M. Guterres a souligné le manque de compétences en matière d’IA au sein des gouvernements et autres bureaucraties, qui doit être comblé aux niveaux national et mondial.
« C’est pourquoi je me félicite des appels lancés par certains États membres en faveur de la création d’une nouvelle entité des Nations Unies pour soutenir les efforts collectifs visant à régir cette technologie extraordinaire, en s’inspirant de modèles tels que l’Agence internationale de l’énergie atomique, l’Organisation de l’aviation civile internationale ou le Groupe d’experts intergouvernemental sur l’évolution du climat », a affirmé le chef de l’ONU.
Selon lui, une nouvelle entité des Nations Unies « rassemblerait l’expertise et la mettrait à la disposition de la communauté internationale » et pourrait également « soutenir la collaboration en matière de recherche et de développement d’outils d’intelligence artificielle afin d’accélérer le développement durable ».

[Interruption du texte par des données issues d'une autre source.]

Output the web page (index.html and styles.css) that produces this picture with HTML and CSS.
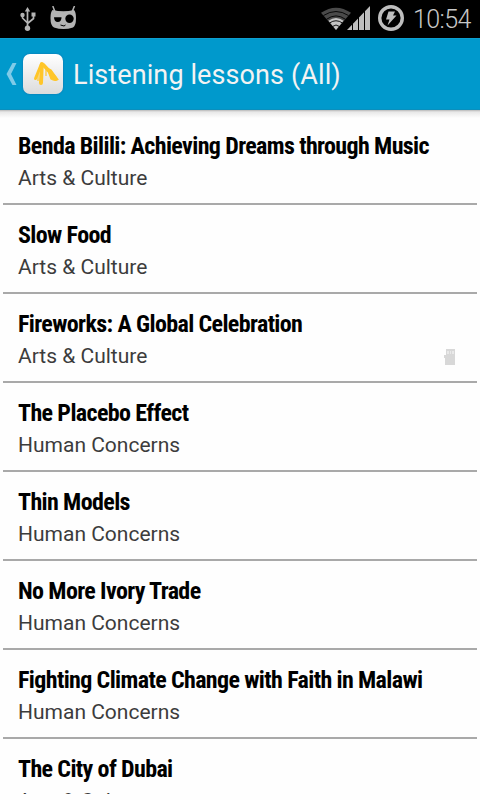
FILE: index.html
```
<!DOCTYPE html>
<html lang="en">
<head>
  <meta charset="UTF-8">
  <meta name="viewport" content="width=device-width, initial-scale=1.0">
  <title>Listening lessons</title>
  <link rel="stylesheet" href="styles.css">
</head>
<body>
  <div class="screen">
    <div class="status-bar">
      <svg class="usb" width="18" height="26" viewBox="0 0 18 26">
        <path d="M7.500 4v17M2.500 9.500v2.500l5 5M13.500 9v3.500l-6 5" fill="none" stroke="#b4b4b4" stroke-width="1.700"/>
        <path d="M7.500 1l2.700 4.500H4.800zM11.500 6.500h4v4h-4z" fill="#b4b4b4"/>
        <circle cx="2.500" cy="9" r="2.200" fill="#b4b4b4"/>
        <circle cx="7.500" cy="22.300" r="2.700" fill="#b4b4b4"/>
      </svg>
      <svg class="cid" width="28" height="26" viewBox="0 0 28 26">
        <path d="M2.800 0l2.200 6M24.500 0l-2.500 6" stroke="#b4b4b4" stroke-width="1.500"/>
        <path d="M2.500 4Q13.500 6.500 24 4Q26 6 26 12Q26 20 23 21.500Q13.500 24.500 4 21.500Q.5 20 .5 12Q.5 6 2.500 4z" fill="#b4b4b4"/>
        <path d="M4 11.300h7.500q0 4.700-3.700 4.700T4 11.300z" fill="#000"/>
        <circle cx="19.500" cy="12.700" r="4.200" fill="#000"/>
        <path d="M10.500 19l3.500 1 1.500-1" fill="none" stroke="#000"/>
      </svg>
      <span class="spacer"></span>
      <svg class="wifi" width="30" height="24" viewBox="0 0 30 24">
        <path d="M0 5.800Q15-4.500 30 5.800L15 23z" fill="#4a4a4a"/>
        <path d="M7.500 13.700Q15 8.500 22.500 13.700L15 23z" fill="#c4c4c4"/>
        <path d="M2.500 8.500Q15 .5 27.500 8.500M5.500 12.300Q15 5.500 24.500 12.300M8.500 16Q15 11.500 21.500 16M11.500 19.500Q15 16.500 18.500 19.500" fill="none" stroke="#000" stroke-width=".9"/>
      </svg>
      <svg class="signal" width="24" height="24" viewBox="0 0 24 24">
        <path d="M0 24L23 0V24z" fill="#bebebe"/>
        <path d="M5.500 15v9M11.500 8v16M17.500 2v22" stroke="#000" stroke-width="1"/>
      </svg>
      <svg class="battery" width="26" height="26" viewBox="0 0 26 26">
        <circle cx="13" cy="13" r="11.300" fill="none" stroke="#bebebe" stroke-width="3.400"/>
        <path d="M10.500 6.500h6.500l-2 4h3.500L9.500 20.500l2-6H8z" fill="#bebebe"/>
      </svg>
      <span class="clock">10:54</span>
    </div>

    <div class="action-bar">
      <svg class="back" width="11" height="22" viewBox="0 0 11 22">
        <path d="M6.500 0H10.500L5 11l5.500 11H6.500L.5 11z" fill="#7fcbe8"/>
      </svg>
      <div class="app-icon">
        <svg width="40" height="40" viewBox="0 0 40 40">
          <path d="M18 11L12.500 24.500" stroke="#ffc629" stroke-width="3" stroke-linecap="round"/>
          <path d="M18.800 10L18 29" stroke="#ffc629" stroke-width="4" stroke-linecap="round"/>
          <path d="M20.500 11L26 17L32.500 24.500" fill="none" stroke="#ffc629" stroke-width="3.600" stroke-linecap="round"/>
          <path d="M24 14l4 2 7 9.500q-3 2-7-.5zM15 19v8M23 15v7" fill="#ffc629" stroke="#ffc629" stroke-width="1.200"/>
        </svg>
      </div>
      <h1 class="title">Listening lessons (All)</h1>
    </div>

    <div class="lessons">
      <div class="lesson">
        <div class="lesson-title">Benda Bilili: Achieving Dreams through Music</div>
        <div class="lesson-topic">Arts &amp; Culture</div>
      </div>
      <div class="lesson">
        <div class="lesson-title">Slow Food</div>
        <div class="lesson-topic">Arts &amp; Culture</div>
      </div>
      <div class="lesson">
        <div class="lesson-title">Fireworks: A Global Celebration</div>
        <div class="lesson-topic">
          Arts &amp; Culture
          <svg class="saved" width="12" height="16" viewBox="0 0 12 16">
            <path d="M2 0h9v16H1V9H0V6h2z" fill="#d8d8d8"/>
            <path d="M3 2h2v3H3zM6 2h1v3H6zM8 2h2v3H8z" fill="#e9e9e9"/>
          </svg>
        </div>
      </div>
      <div class="lesson">
        <div class="lesson-title">The Placebo Effect</div>
        <div class="lesson-topic">Human Concerns</div>
      </div>
      <div class="lesson">
        <div class="lesson-title">Thin Models</div>
        <div class="lesson-topic">Human Concerns</div>
      </div>
      <div class="lesson">
        <div class="lesson-title">No More Ivory Trade</div>
        <div class="lesson-topic">Human Concerns</div>
      </div>
      <div class="lesson">
        <div class="lesson-title">Fighting Climate Change with Faith in Malawi</div>
        <div class="lesson-topic">Human Concerns</div>
      </div>
      <div class="lesson">
        <div class="lesson-title">The City of Dubai</div>
        <div class="lesson-topic">Arts &amp; Culture</div>
      </div>
    </div>
  </div>
</body>
</html>
```

FILE: styles.css
```
* {
  box-sizing: border-box;
}

body {
  margin: 0;
  font-family: Roboto, Arial, sans-serif;
  background: #fefefe;
  overflow: hidden;
}

svg {
  display: block;
  flex: none;
}

.screen {
  display: flex;
  flex-direction: column;
  width: 480px;
  height: 800px;
  padding-bottom: 6px;
}

/* status bar */
.status-bar {
  display: flex;
  flex: none;
  height: 38px;
  padding: 6px 9px 0 20px;
  background: #000;
}

.cid {
  margin-left: 12px;
}

.spacer {
  flex: 1;
}

.wifi {
  margin-top: 1px;
}

.signal {
  margin-left: -4px;
}

.battery {
  margin: -1px 0 0 7px;
}

.clock {
  width: 58px;
  margin-left: 9px;
  font-size: 25px;
  font-weight: 300;
  line-height: 28px;
  letter-spacing: -0.6px;
  color: #c8c8c8;
  white-space: nowrap;
}

/* action bar */
.action-bar {
  display: flex;
  flex: none;
  align-items: center;
  height: 72px;
  padding-left: 6px;
  background: #0099cc;
  border-top: 1px solid #0d9fd0;
  border-bottom: 1px solid #0a8fbd;
}

.app-icon {
  width: 40px;
  height: 40px;
  margin-left: 6px;
  border-radius: 7px;
  background: linear-gradient(#fff, #dcdcdc);
  box-shadow: 0 0 2px #1668a8;
}

.title {
  margin: 2px 0 0 10px;
  font-size: 27px;
  font-weight: 400;
  letter-spacing: 0.1px;
  color: #f3f3f3;
  white-space: nowrap;
}

/* lesson list */
.lessons {
  flex: 1;
  min-height: 0;
  padding: 6px 3px 0;
  overflow: hidden;
  background: linear-gradient(#b8b8b8, #e8e8e8 2px, #fefefe 8px);
}

.lesson {
  height: 89px;
  padding: 14px 15px 0;
  border-bottom: 2px solid #a9a9a9;
}

.lesson-title {
  font-family: "Roboto Condensed", Roboto, Arial, sans-serif;
  font-stretch: condensed;
  font-size: 24px;
  font-weight: 700;
  line-height: 32px;
  letter-spacing: -0.62px;
  color: #000;
  white-space: nowrap;
}

.lesson-topic {
  display: flex;
  justify-content: space-between;
  font-size: 21px;
  line-height: 32px;
  color: #3c3c3c;
}

.saved {
  margin: 9px 6px 0 0;
}
```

Recommandations sur la gouvernance
M. Guterres a annoncé qu’il convoquerait une réunion de haut niveau sur l’IA, qui rendra compte des options de gouvernance mondiale d’ici la fin de l’année.

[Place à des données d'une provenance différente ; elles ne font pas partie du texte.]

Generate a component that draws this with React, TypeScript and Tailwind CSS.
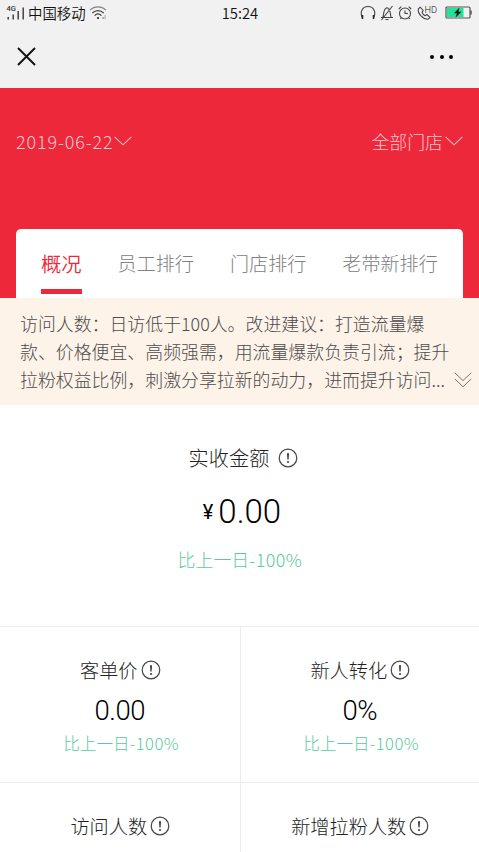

Sa prochaine note d’information sur le nouvel agenda pour la paix, devrait également formuler des recommandations sur la gouvernance de l’IA à l’intention des États membres.
Ce document appelle notamment à la conclusion, d’ici à 2026, de négociations sur un instrument juridiquement contraignant visant à interdire les systèmes d’armes autonomes létaux qui fonctionnent sans contrôle ou surveillance humaine et qui ne peuvent être utilisés dans le respect du droit international humanitaire.
Faire preuve de leadership
Le Secrétaire général a appelé le Conseil de sécurité, qui est responsable de la paix et de la sécurité internationales, à « faire preuve de leadership en matière d’IA » et à montrer la voie vers des mesures communes en matière de transparence, de responsabilité et de contrôle.
« Nous devons travailler ensemble pour que l’IA comble les fossés sociaux, numériques et économiques, et non pour qu’elle nous éloigne les uns des autres. Je vous invite à unir vos forces et à instaurer la confiance pour la paix et la sécurité », a conclu M. Guterres.
La réunion de mardi a été convoquée par le Royaume-Uni, qui assure la présidence tournante du Conseil de sécurité pour le mois de juillet.
Il s’agit de la première réunion de l’organe de l’ONU chargé de la paix et la sécurité dans le monde sur les menaces potentielles de l’intelligence artificielle pour la paix et la sécurité internationales.